Might be worth considering what shortcomings of sources can be ameliorated by what users can do in playback?

Yea, not to me there isn't. The art is the art.
The smart folks who re-process Caruso recordings must have clean-up tools for sources?

"Cleaning up" a recording back to its more "original state" is a fine thing to do.
 
The distortion products from any given driver are a failure of that driver at the driven frequency, and this produces artefacts at a higher frequency which a steep Xover will not attenuate, it is mainly mechanical in nature.

This applies particularly to metal cone midranges and woofers which make a hell of a racket above their pass band, these excited by the passband energy.

Regardless of the steepness of the attenuation due to a Xover, if the tone is in the middle of the pass band, and it is a poor driver, it will distort that tone; the steep Xover has no effect on it, but serves only to prevent the driver giving a deliberate O/P outside its good, and hence used range.


Interesting.
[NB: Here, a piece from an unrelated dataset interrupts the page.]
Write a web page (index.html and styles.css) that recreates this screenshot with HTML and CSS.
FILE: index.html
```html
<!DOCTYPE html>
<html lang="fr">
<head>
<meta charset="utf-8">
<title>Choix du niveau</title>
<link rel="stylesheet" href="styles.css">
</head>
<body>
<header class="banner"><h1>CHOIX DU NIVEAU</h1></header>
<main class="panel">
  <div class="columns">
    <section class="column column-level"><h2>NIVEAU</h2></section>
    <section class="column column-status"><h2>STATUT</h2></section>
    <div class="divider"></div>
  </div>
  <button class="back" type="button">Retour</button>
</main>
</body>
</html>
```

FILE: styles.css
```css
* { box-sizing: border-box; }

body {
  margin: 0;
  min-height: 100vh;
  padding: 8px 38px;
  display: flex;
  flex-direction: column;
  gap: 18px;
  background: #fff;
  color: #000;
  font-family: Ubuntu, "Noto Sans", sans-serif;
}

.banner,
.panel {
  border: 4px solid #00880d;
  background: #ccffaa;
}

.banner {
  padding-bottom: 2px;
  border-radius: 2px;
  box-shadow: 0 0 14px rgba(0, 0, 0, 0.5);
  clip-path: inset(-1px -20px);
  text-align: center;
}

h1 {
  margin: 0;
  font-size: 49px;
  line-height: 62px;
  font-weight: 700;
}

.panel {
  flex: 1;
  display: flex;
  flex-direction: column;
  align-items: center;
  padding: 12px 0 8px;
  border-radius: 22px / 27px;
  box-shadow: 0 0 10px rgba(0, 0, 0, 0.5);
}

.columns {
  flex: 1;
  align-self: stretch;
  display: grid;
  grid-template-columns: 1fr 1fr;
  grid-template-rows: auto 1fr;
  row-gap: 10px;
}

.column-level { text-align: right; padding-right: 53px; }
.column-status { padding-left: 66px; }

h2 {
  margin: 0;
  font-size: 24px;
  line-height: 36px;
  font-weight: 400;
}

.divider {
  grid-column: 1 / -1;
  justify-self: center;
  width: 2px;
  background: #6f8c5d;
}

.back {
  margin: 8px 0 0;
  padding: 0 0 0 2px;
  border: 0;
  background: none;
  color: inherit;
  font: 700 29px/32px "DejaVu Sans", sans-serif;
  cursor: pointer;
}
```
I have heard a lot of speakers, my own included with metal drivers.... and I dont find them tiring.
So maybe theres a limit, to where you cant hear such distortion you mention?
 
Kind of related thing just popped into my mind, does difference in distortion between a multiway speaker drivers affect fatigue? for example a steep lowpass on a woofer attenuates harmonics of said woofers upper register, then comes in the tweeter with possibly a bit too low crossover point having much more harmonics generated and audible at the lower register making the whole system distortion vary? Anybody have thoughts over this? are the distortion figures attenuated with the driver response since the distortion generating driver is after the electronic crossover making this non issue? :) What if one of the drivers had worse distortion graph in general than the other driver(s)? do speaker designers ever consider this distortion "uniformnes" or is it just minimizing the system distortion in general? thanks.

ps anyone have checked if different kind on technology (woofers/tweeter/compression drivers/ribbons) have dirrerent distribution of 2nd and 3rd harmonics that could make a sudden jump in system distortion distribution near crossover?
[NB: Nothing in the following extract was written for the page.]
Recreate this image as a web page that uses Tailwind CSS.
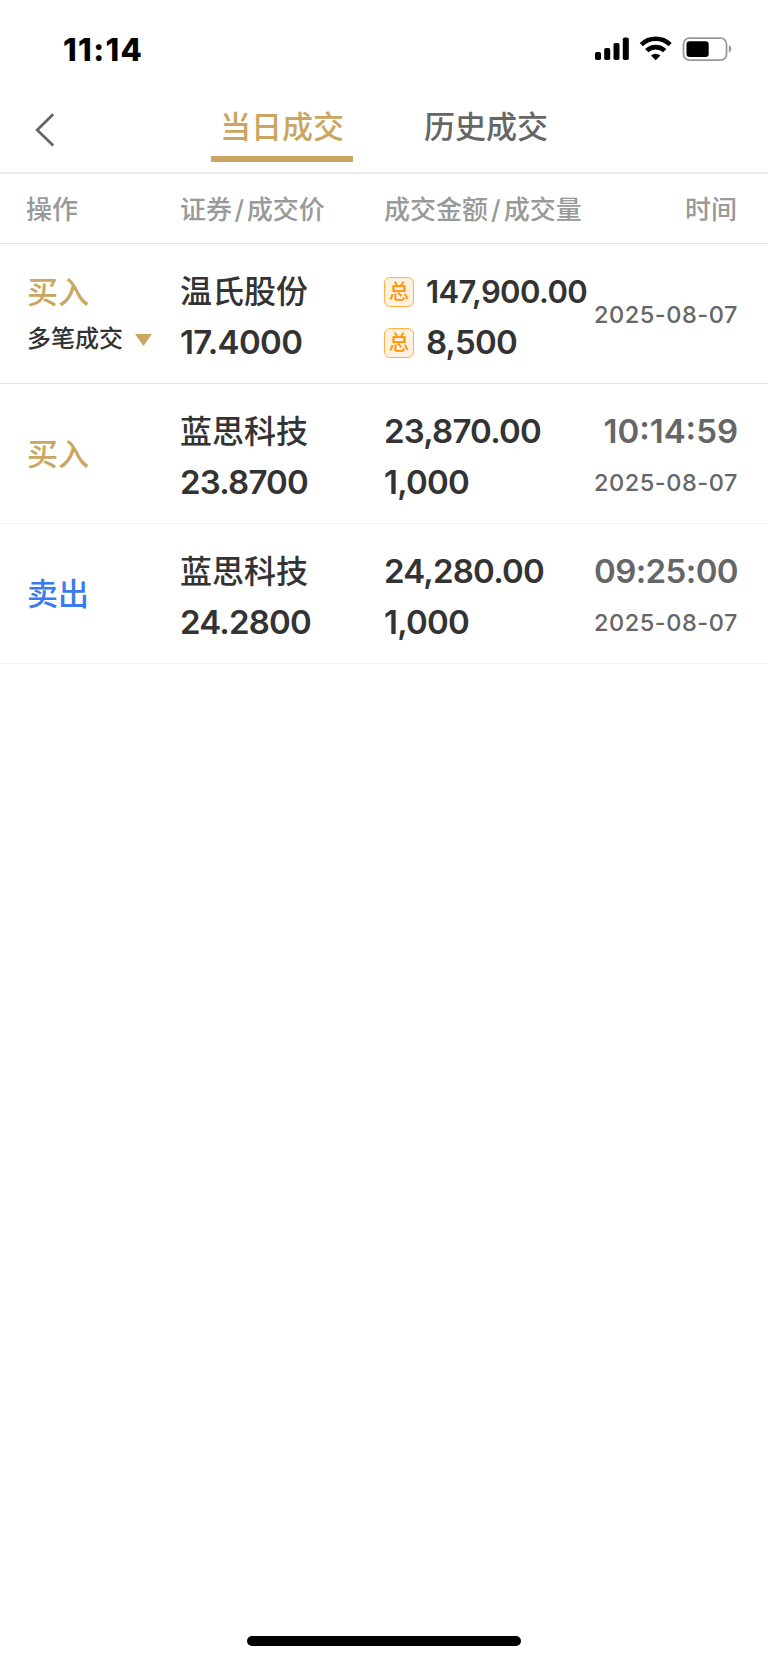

Hi tmuikku, my take is that the lower range of a driver's passband is pretty much always where the weakness lies.
I mean, it's where excursion is maximum, it's where BL is losing linearity.

So, like you say, asking a tweeter to dig too low will suck.

But this is where a steep HPF xover to the tweeter can be a benefit.
You can take the tweeter lower when steeper, with less excursion worries, than when trying the same xover freq with a shallower xover..

Only problem then is the higher-order xover that is needed for steep....excess phase wrap, screwed up group delay, ....iow and simply said, blown timing.

And tis why linear phase xovers rule, almightily so, amen so be it, forever and ever ;) :D
 
Interesting. I have heard a lot of speakers, my own included with metal drivers.... and I dont find them tiring.
So maybe theres a limit, to where you cant hear such distortion you mention?

The resonances in the metal cones were pointed out to me in discussion with a professional designer, whilst we were contemplating a design using the Heil.

We googled, and I think it was Scanspeak anodised cones which showed severe breakup in the mid, above the pass band.